The fact that he's still alive is a testament to his own strong will because Zevon has lived his life pretty much according to the lyrics of his famous song "I'll Sleep When I'm Dead."
I first heard of Warren Zevon back around 1975 when Linda Ronstadt and Jackson Browne became professionally linked to him.
Ronstadt, who never gets enough credit for having launched countless songwriters, recorded a couple of Zevon classics. Browne produced Zevon's classic self-titled second album, which included "Poor Pitiful Me," "Carmelita," "I'll Sleep When I'm Dead," "Hasten Down the Wind," "Mohammed's Radio," and my favorite, "Desperadoes Under the Eaves."
Two years later, Zevon broke through with the song "Werewolves of London," which as much as it provided perennial income was also a curse.
Flukey novelty hits can douse even the most serious recording career. Just look at how "Short People" negated Randy Newman's entire previous catalogue, at least for the public. It didn't help that Zevon sounded like Newman channeling Hunter S. Thompson.
I remember seeing Zevon perform in Boston circa 1978, completely out of his mind, just looking for a chandelier to hang from. He wound up releasing two more great albums and then sitting out most of the 1980s. When he returned, his audience was gone and Zevon was covering Prince's "Raspberry Beret."
It's not exactly groundbreaking of me to say "The Wind" is a masterwork. I confess I put off listening to the advance CD because I thought it would be maudlin. But once Frank DiGiacomo wrote his excellent piece in The New York Observer, I figured I'd give it a try.
The minute I heard him sing the line "I'm sprawled across the davenport of despair," I knew that was it. Zevon is back. And that's the saddest part of it. He's just back long enough to say goodbye.
"The Wind" probably won't get any Grammys (just throw it in with Steely Dan, Macy Gray, and a few other albums by adults ignored by radio this year) or sell a lot more than a hundred thousand copies altogether.
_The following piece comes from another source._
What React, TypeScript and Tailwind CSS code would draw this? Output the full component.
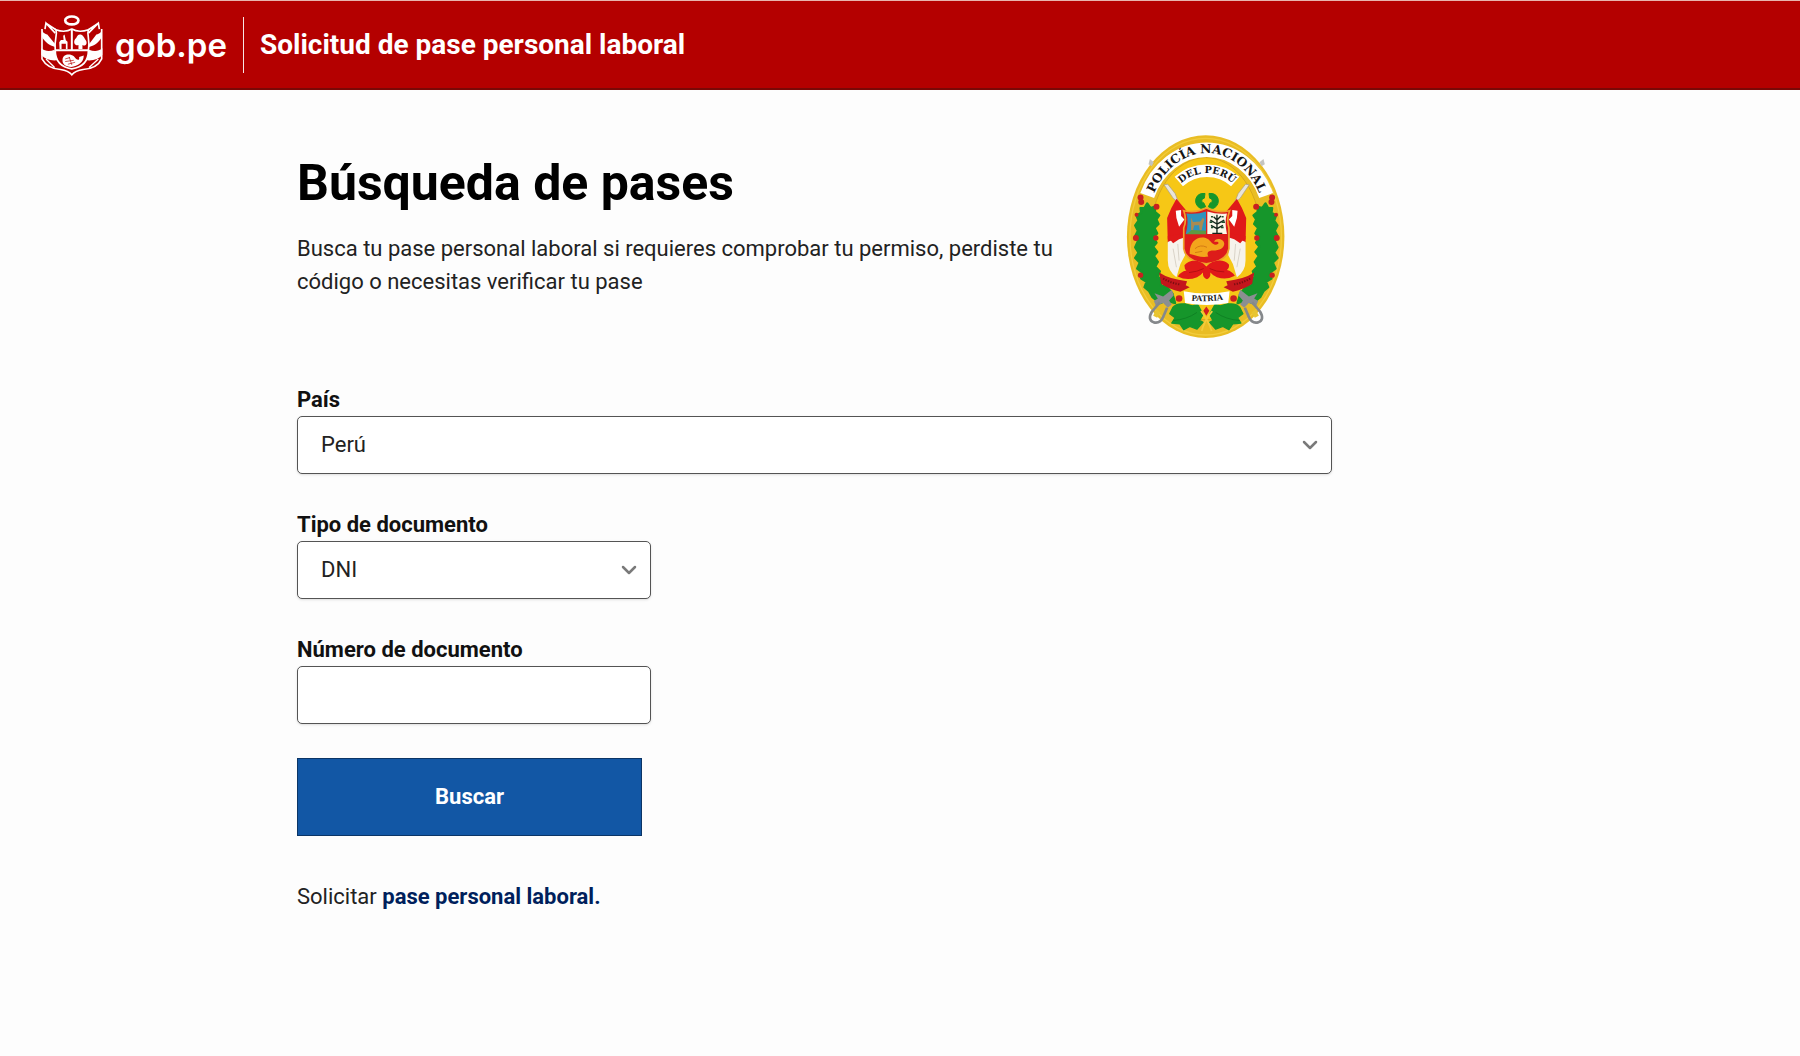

Even though VH1 has done a documentary about it, we all know that the music world is commandeered by the junk we saw last week on MTV's Video Music Awards.
Still, it's nice to know that "The Wind" had an impact on its first week out, and that like all of Warren Zevon's work, it will last far beyond his imminent departure.
In Tuesday's Fox411, I reported that Gigi Goyette, who claims to have had an affair with Arnold Schwarzenegger, said the actor-turned-politician fired her from his company and has refused to speak with her ever since. The company, World Gym, denies this, saying she was not fired, and that Schwarzenegger was not an official with the firm and did not have the authority to fire her.